All we get are visceral glimpses at reality-an Iowa cornfield, four friends, four shotguns, an unspeakable catastrophe from which only Boy escapes alive-surrounded by Boy’s elaborate, fictionalized account of his life. After a minute-as Boy plays with his doctor, deftly reflecting his questions back to their source-it becomes clear that Terry is just as troubled as Boy and disturbingly without any kind of catastrophe to explain his state of misery. When Boy likens his despair to “not being high in Iowa in the summer,” Terry devastatingly knows exactly what he means.

Again, “Boy” shifts temporal and narrative gears, jumbling the audience’s perception of linear plot by turning the spotlight to another disjunctive scene. This time, Boy is sitting with his community college English teacher, Maureen-Mick’s mom and Terry’s wife-discussing (eerily) Boy’s own outrage at Eliot’s flood ending in “Mill on the Floss.”

Boy’s fury is directed similarly to Mick’s: Tellingly, he can’t believe that life, plot and happiness can just be allowed to wash away in the kind of disaster for which we cannot manage any preparations.

However, Maureen is far more interested in the reasons why Boy, despite being incensed at the novelist’s irresponsibility, tacked on a similarly unbelievable ending to a short story he fashioned for Maureen’s class. Though there is no flood in his tale, Boy’s story ends with the projected, sudden escape: “And then the boy got really, really high and lived happily ever after. The end.”

Maureen is frustrated by the Boy who so reminds her of her own wayward son, Mick, and whose truncated life harkens her own interrupted marriage to Terry and seems determined to undermine his own story by abandoning his narrative before its realized. For his part, Boy only cryptically offers, “You don’t see any more words, do ya? Little tip: That’s how you know it’s finished.”

Finally, “Boy” cuts to Mick waiting by a river for an older Vietnam vet he met online (selling marijuana vaporizers of his own creation). When Boy shows up instead, a final piece of the fractal puzzle is laid out for the audience to assemble.

Ultimately, “Boy” is an exercise in the exploration of narrative-the story of our lives, the stories we create to repress our memories, the unforeseeable floods that wash our stories away and the opportunities for redemption offered to those who somehow manage to buoy after the terrible waters subside.

All the characters in “Boy” function as mirrors and projections for others-through each other’s success (or failure) in confronting the mechanisms of his own narrative unraveling, everyone in “Boy” either discovers or loses sight of their own respective salvation.

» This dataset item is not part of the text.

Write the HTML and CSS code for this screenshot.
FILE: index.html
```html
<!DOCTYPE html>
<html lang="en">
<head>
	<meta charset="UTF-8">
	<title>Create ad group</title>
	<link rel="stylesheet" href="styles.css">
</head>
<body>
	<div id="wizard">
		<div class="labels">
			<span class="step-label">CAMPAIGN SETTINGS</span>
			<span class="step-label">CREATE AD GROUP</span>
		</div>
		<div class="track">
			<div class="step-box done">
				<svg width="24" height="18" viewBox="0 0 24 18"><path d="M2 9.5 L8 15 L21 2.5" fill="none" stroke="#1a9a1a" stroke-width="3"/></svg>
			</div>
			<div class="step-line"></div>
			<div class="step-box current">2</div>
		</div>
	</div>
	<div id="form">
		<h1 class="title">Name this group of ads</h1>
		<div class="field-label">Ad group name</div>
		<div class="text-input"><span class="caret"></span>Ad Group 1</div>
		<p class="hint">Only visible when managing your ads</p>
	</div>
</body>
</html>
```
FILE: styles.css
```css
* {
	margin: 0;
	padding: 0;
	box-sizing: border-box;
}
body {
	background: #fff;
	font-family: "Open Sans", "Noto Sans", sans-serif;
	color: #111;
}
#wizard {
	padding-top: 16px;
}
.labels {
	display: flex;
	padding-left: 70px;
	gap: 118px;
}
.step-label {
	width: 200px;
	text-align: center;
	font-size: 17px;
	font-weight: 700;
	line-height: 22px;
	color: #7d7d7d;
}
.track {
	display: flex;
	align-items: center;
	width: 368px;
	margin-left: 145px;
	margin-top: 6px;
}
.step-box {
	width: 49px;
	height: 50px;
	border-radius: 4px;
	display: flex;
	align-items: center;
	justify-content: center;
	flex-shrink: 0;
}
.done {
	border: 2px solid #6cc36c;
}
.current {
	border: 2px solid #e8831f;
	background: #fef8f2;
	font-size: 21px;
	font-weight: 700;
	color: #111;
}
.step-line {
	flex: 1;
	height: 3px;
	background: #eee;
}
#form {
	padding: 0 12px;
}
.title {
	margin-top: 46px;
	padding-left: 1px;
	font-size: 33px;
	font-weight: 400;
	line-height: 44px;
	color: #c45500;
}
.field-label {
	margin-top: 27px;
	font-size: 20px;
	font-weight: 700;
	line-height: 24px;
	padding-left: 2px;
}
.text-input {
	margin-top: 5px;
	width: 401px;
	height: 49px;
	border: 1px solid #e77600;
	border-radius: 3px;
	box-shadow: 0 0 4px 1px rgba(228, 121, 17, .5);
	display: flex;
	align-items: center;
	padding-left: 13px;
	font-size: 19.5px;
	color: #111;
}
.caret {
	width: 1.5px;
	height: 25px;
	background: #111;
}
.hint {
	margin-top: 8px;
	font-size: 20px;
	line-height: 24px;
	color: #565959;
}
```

At its most harrowing level, “Boy” confronts the dizzying nature of plot itself-calling into question the legitimacy of our own ghosts and haunted identities in a world where life exists as an ephemeral, disjunctive, decontextualized series of separate scenes.

With acting that’s competent but not brilliant-other than Boy himself, played superbly by David Fetzer-and modest set design and direction, SLAC does precisely what it ought to do when enacting a play as tense and mannered as “Boy”: It sits back and lets the incredible story unravel itself.